● WHAT YOU SHOULD DO: From the entries below, pull out each line where "this" appears.

● DATA EXTRACT:
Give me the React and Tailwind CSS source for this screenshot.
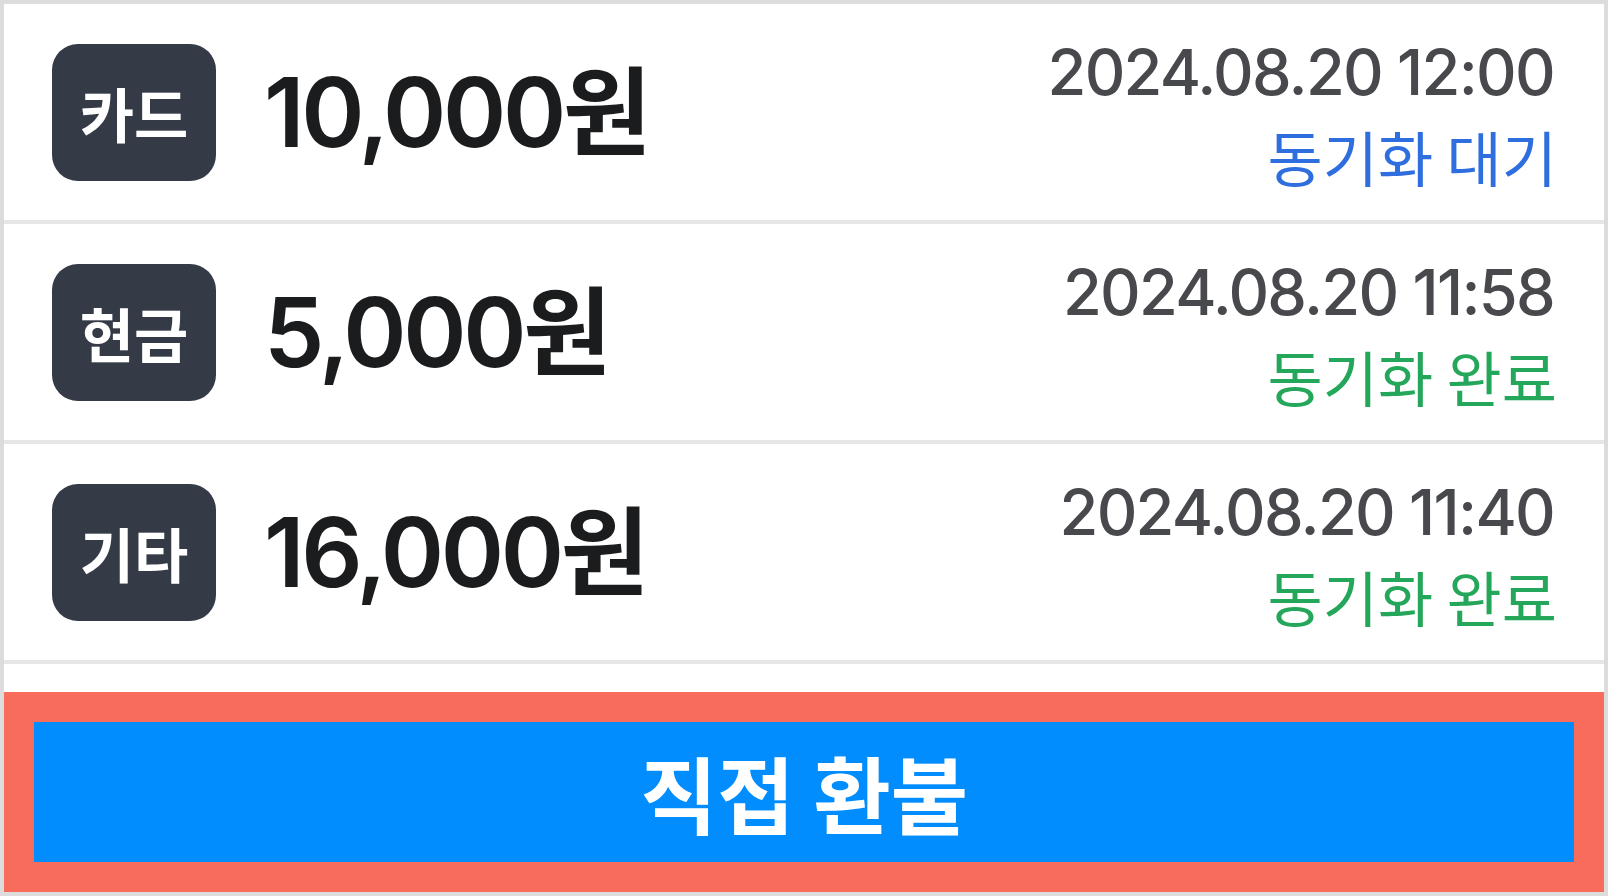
const rows = [
  { method: '카드', amount: '10,000원', date: '2024.08.20 12:00', status: '동기화 대기', synced: false },
  { method: '현금', amount: '5,000원', date: '2024.08.20 11:58', status: '동기화 완료', synced: true },
  { method: '기타', amount: '16,000원', date: '2024.08.20 11:40', status: '동기화 완료', synced: true },
];

const App = () => {
  return (
    <div
      className="h-[896px] w-full border-4 border-[#dcdcdc] bg-white flex flex-col overflow-hidden"
      style={{ fontFamily: 'Inter, "Noto Sans CJK KR", sans-serif' }}
    >
      {/* Payment list */}
      <div className="flex-1 overflow-hidden">
        {rows.map((row, i) => (
          <div key={i} className="h-[220px] flex items-center justify-between pl-12 pr-[50px] border-b-4 border-[#e6e6e6]">
            <div className="flex items-center gap-[48px]">
              <div className="w-[164px] h-[137px] rounded-[26px] bg-[#343b47] flex items-center justify-center">
                <span className="text-white text-[59px] font-bold leading-none" style={{ fontFamily: '"Noto Sans CJK KR", sans-serif' }}>{row.method}</span>
              </div>
              <span className="text-[96px] font-semibold text-[#1b1c1e] tracking-[-0.035em] leading-none">{row.amount}</span>
            </div>
            <div className="flex flex-col items-end gap-[22px] pt-[2px]">
              <span className="text-[63px] font-medium text-[#48494c] tracking-[-0.027em] leading-none">{row.date}</span>
              <span className={`text-[60px] leading-none -mr-[3px] ${row.synced ? 'text-[#24a75a]' : 'text-[#2f6ede]'}`} style={{ fontFamily: '"Noto Sans CJK KR", sans-serif' }}>{row.status}</span>
            </div>
          </div>
        ))}
      </div>

      {/* Refund action */}
      <div className="bg-[#f76c5a] p-[30px]">
        <button className="w-full h-[140px] bg-[#018dfe] flex items-center justify-center">
          <span className="text-white text-[84px] font-bold leading-none" style={{ fontFamily: '"Noto Sans CJK KR", sans-serif' }}>직접 환불</span>
        </button>
      </div>
    </div>
  );
};

export default App;
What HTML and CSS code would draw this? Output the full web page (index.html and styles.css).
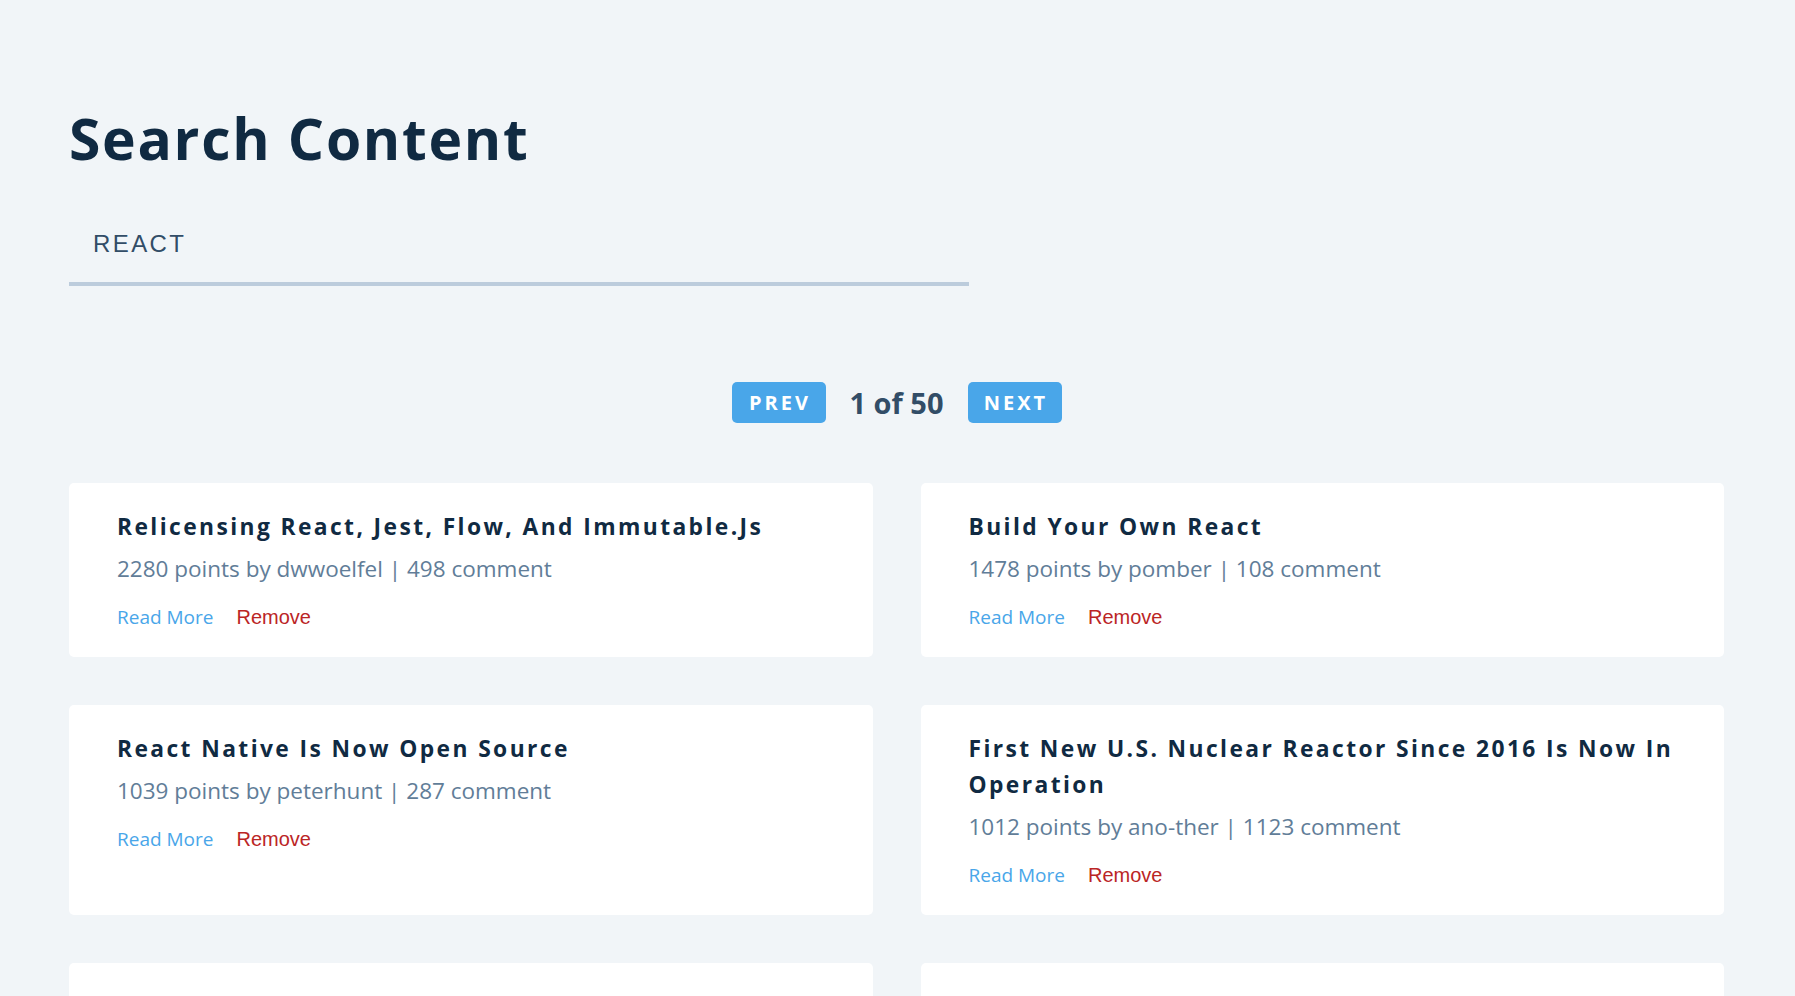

● CORRECT RESPONSE:
Give me the React and Tailwind CSS source for this screenshot.
What HTML and CSS code would draw this? Output the full web page (index.html and styles.css).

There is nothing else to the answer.